YOUR GOAL
Using the listing below, select the lines with the word "screenshot" and copy them.

DATA PROVIDED
╔══
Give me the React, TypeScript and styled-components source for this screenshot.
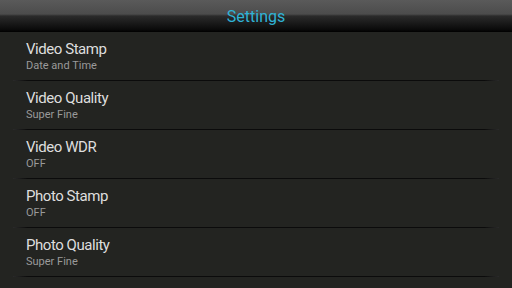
╚══
╔══
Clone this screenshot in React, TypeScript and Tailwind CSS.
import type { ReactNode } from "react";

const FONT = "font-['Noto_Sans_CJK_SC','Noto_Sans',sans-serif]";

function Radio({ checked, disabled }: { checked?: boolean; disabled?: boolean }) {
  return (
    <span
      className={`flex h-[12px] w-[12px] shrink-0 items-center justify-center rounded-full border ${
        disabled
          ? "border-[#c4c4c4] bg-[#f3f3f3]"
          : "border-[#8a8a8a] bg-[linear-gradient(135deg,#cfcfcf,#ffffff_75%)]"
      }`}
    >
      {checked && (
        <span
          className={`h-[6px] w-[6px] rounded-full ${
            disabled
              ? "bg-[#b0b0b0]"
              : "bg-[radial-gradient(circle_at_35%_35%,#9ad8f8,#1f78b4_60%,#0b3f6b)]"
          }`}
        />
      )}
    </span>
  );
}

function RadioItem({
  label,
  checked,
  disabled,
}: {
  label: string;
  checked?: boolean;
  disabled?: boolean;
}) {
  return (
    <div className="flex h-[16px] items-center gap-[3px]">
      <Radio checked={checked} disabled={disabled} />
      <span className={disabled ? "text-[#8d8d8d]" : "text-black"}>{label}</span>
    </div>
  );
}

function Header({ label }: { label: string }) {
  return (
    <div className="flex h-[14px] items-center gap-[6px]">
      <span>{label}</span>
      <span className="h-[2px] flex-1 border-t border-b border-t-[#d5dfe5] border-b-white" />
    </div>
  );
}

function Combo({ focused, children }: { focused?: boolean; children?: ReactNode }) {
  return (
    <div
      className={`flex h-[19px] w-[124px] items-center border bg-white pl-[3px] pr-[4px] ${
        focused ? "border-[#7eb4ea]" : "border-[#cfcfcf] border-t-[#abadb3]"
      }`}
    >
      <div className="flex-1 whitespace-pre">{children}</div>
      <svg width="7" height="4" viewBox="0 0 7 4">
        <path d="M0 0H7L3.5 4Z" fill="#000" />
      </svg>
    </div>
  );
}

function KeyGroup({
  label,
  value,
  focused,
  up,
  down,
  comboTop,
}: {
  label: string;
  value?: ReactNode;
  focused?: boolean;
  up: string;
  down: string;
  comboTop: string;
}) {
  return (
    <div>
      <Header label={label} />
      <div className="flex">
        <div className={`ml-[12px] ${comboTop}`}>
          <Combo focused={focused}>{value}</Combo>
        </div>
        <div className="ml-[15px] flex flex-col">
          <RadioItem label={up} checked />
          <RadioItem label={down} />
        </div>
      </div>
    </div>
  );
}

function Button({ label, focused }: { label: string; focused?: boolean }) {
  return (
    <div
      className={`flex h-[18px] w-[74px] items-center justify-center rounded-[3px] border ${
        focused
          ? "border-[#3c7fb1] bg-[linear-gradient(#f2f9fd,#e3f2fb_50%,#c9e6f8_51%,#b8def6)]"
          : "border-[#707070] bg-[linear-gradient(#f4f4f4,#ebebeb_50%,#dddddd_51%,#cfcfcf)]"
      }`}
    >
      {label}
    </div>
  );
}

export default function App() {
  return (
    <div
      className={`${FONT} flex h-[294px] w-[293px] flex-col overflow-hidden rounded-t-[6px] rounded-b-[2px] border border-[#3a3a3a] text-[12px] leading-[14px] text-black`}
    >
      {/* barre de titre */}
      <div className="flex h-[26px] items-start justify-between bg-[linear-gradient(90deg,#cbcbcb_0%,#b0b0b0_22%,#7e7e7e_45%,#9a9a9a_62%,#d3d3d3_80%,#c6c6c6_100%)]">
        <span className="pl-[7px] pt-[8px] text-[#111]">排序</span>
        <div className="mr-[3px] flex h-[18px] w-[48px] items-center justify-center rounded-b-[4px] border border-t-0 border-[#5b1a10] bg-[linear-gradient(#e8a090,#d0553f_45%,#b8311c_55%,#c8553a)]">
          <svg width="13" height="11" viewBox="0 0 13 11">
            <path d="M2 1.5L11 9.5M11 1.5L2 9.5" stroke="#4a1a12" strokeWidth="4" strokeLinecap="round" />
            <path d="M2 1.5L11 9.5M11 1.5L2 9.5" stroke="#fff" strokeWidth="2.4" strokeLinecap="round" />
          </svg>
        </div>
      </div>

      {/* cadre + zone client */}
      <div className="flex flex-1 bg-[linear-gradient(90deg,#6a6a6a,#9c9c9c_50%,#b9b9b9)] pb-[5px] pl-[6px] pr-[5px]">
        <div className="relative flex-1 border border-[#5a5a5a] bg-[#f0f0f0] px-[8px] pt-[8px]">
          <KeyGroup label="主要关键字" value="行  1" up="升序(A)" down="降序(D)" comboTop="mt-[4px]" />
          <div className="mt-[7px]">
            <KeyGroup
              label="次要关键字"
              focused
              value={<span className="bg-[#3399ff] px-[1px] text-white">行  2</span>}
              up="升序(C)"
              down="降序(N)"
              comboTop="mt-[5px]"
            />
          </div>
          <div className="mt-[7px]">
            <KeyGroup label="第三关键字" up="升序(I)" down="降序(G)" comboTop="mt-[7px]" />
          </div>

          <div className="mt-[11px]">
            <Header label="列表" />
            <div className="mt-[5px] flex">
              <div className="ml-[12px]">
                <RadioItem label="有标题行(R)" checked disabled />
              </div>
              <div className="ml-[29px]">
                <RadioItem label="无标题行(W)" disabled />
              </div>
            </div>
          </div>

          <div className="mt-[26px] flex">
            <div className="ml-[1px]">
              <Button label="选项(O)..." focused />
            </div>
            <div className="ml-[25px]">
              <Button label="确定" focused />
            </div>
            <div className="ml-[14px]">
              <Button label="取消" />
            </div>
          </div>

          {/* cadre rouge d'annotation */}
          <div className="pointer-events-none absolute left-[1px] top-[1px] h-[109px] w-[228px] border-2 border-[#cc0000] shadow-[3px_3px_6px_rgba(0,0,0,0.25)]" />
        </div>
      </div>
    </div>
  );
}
╚══
SOLVED EXERCISE
Give me the React, TypeScript and styled-components source for this screenshot.
Clone this screenshot in React, TypeScript and Tailwind CSS.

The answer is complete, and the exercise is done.